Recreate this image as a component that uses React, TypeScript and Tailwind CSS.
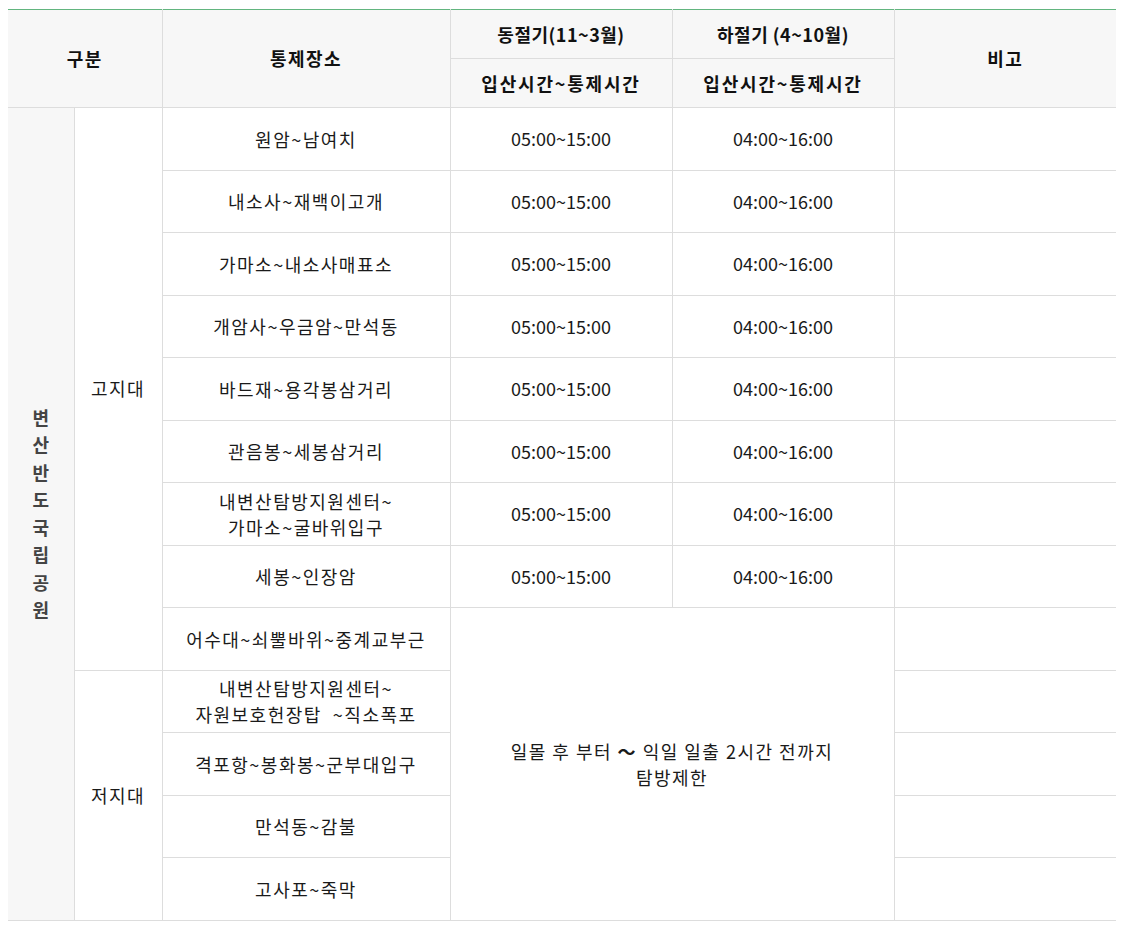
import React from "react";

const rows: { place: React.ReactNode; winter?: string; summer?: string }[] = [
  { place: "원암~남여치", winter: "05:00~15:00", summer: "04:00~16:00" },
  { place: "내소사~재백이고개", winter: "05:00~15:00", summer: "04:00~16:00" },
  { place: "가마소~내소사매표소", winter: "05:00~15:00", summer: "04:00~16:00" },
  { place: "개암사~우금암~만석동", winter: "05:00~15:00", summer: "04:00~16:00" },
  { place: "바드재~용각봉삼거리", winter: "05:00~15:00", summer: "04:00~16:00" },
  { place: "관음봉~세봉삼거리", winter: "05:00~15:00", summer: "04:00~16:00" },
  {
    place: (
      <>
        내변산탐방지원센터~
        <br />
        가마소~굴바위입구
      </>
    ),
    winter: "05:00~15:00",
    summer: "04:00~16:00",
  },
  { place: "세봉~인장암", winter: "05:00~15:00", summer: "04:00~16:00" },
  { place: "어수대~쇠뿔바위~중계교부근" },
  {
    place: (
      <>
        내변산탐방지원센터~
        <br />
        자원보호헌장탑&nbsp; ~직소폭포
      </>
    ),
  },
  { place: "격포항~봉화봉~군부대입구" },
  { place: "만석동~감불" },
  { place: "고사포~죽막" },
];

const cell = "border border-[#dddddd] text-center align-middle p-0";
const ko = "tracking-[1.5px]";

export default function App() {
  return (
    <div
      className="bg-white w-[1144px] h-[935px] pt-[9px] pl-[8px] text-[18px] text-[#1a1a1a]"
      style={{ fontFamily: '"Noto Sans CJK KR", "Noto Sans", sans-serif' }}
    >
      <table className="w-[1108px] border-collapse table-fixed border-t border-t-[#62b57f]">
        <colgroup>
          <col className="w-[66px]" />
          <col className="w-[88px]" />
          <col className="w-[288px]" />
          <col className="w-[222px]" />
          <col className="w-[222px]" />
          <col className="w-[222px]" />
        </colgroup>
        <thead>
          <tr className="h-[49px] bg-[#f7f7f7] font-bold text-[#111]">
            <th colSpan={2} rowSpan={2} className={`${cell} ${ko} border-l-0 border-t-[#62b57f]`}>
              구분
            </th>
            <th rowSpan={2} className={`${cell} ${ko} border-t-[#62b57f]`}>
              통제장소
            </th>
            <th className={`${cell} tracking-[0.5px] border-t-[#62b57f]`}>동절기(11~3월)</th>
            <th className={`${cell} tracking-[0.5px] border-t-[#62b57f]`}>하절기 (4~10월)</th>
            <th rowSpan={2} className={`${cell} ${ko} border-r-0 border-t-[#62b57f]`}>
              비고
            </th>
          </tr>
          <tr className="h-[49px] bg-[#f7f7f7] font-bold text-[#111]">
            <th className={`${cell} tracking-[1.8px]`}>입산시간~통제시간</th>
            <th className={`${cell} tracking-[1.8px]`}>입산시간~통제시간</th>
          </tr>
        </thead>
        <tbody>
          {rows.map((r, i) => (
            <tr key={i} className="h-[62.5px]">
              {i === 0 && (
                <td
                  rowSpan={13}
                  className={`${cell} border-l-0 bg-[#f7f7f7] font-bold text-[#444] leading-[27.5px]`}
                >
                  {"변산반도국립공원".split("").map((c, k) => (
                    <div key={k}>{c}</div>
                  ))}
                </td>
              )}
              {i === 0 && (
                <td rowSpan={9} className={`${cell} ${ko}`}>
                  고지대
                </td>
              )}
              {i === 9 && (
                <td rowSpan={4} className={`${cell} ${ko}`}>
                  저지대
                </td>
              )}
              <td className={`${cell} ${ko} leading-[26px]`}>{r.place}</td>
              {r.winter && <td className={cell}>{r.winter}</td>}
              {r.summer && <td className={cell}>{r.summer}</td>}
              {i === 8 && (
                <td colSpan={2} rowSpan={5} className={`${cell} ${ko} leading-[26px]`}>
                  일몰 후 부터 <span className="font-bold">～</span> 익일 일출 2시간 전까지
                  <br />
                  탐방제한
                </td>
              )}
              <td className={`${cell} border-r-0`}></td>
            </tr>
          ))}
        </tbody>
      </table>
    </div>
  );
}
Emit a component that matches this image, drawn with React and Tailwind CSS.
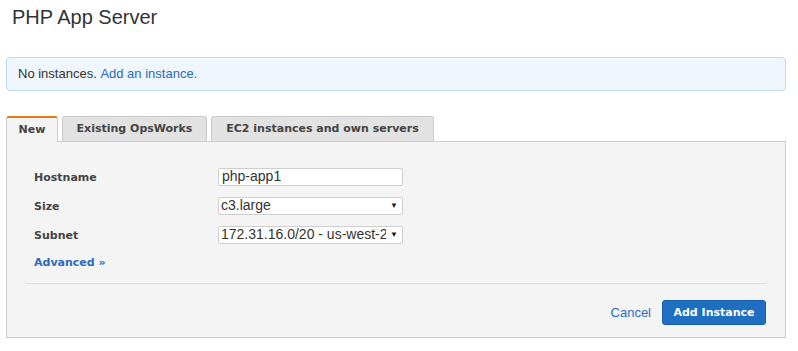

★ ★ ★ ★ ★

[GOAL]
Repeat the records in full, exactly as they appear, without the pictures.

[SOLUTION TO THE PROBLEM]
Recreate this image as a component that uses React, TypeScript and Tailwind CSS.
import React from "react";

const rows: { place: React.ReactNode; winter?: string; summer?: string }[] = [
  { place: "원암~남여치", winter: "05:00~15:00", summer: "04:00~16:00" },
  { place: "내소사~재백이고개", winter: "05:00~15:00", summer: "04:00~16:00" },
  { place: "가마소~내소사매표소", winter: "05:00~15:00", summer: "04:00~16:00" },
  { place: "개암사~우금암~만석동", winter: "05:00~15:00", summer: "04:00~16:00" },
  { place: "바드재~용각봉삼거리", winter: "05:00~15:00", summer: "04:00~16:00" },
  { place: "관음봉~세봉삼거리", winter: "05:00~15:00", summer: "04:00~16:00" },
  {
    place: (
      <>
        내변산탐방지원센터~
        <br />
        가마소~굴바위입구
      </>
    ),
    winter: "05:00~15:00",
    summer: "04:00~16:00",
  },
  { place: "세봉~인장암", winter: "05:00~15:00", summer: "04:00~16:00" },
  { place: "어수대~쇠뿔바위~중계교부근" },
  {
    place: (
      <>
        내변산탐방지원센터~
        <br />
        자원보호헌장탑&nbsp; ~직소폭포
      </>
    ),
  },
  { place: "격포항~봉화봉~군부대입구" },
  { place: "만석동~감불" },
  { place: "고사포~죽막" },
];

const cell = "border border-[#dddddd] text-center align-middle p-0";
const ko = "tracking-[1.5px]";

export default function App() {
  return (
    <div
      className="bg-white w-[1144px] h-[935px] pt-[9px] pl-[8px] text-[18px] text-[#1a1a1a]"
      style={{ fontFamily: '"Noto Sans CJK KR", "Noto Sans", sans-serif' }}
    >
      <table className="w-[1108px] border-collapse table-fixed border-t border-t-[#62b57f]">
        <colgroup>
          <col className="w-[66px]" />
          <col className="w-[88px]" />
          <col className="w-[288px]" />
          <col className="w-[222px]" />
          <col className="w-[222px]" />
          <col className="w-[222px]" />
        </colgroup>
        <thead>
          <tr className="h-[49px] bg-[#f7f7f7] font-bold text-[#111]">
            <th colSpan={2} rowSpan={2} className={`${cell} ${ko} border-l-0 border-t-[#62b57f]`}>
              구분
            </th>
            <th rowSpan={2} className={`${cell} ${ko} border-t-[#62b57f]`}>
              통제장소
            </th>
            <th className={`${cell} tracking-[0.5px] border-t-[#62b57f]`}>동절기(11~3월)</th>
            <th className={`${cell} tracking-[0.5px] border-t-[#62b57f]`}>하절기 (4~10월)</th>
            <th rowSpan={2} className={`${cell} ${ko} border-r-0 border-t-[#62b57f]`}>
              비고
            </th>
          </tr>
          <tr className="h-[49px] bg-[#f7f7f7] font-bold text-[#111]">
            <th className={`${cell} tracking-[1.8px]`}>입산시간~통제시간</th>
            <th className={`${cell} tracking-[1.8px]`}>입산시간~통제시간</th>
          </tr>
        </thead>
        <tbody>
          {rows.map((r, i) => (
            <tr key={i} className="h-[62.5px]">
              {i === 0 && (
                <td
                  rowSpan={13}
                  className={`${cell} border-l-0 bg-[#f7f7f7] font-bold text-[#444] leading-[27.5px]`}
                >
                  {"변산반도국립공원".split("").map((c, k) => (
                    <div key={k}>{c}</div>
                  ))}
                </td>
              )}
              {i === 0 && (
                <td rowSpan={9} className={`${cell} ${ko}`}>
                  고지대
                </td>
              )}
              {i === 9 && (
                <td rowSpan={4} className={`${cell} ${ko}`}>
                  저지대
                </td>
              )}
              <td className={`${cell} ${ko} leading-[26px]`}>{r.place}</td>
              {r.winter && <td className={cell}>{r.winter}</td>}
              {r.summer && <td className={cell}>{r.summer}</td>}
              {i === 8 && (
                <td colSpan={2} rowSpan={5} className={`${cell} ${ko} leading-[26px]`}>
                  일몰 후 부터 <span className="font-bold">～</span> 익일 일출 2시간 전까지
                  <br />
                  탐방제한
                </td>
              )}
              <td className={`${cell} border-r-0`}></td>
            </tr>
          ))}
        </tbody>
      </table>
    </div>
  );
}
Emit a component that matches this image, drawn with React and Tailwind CSS.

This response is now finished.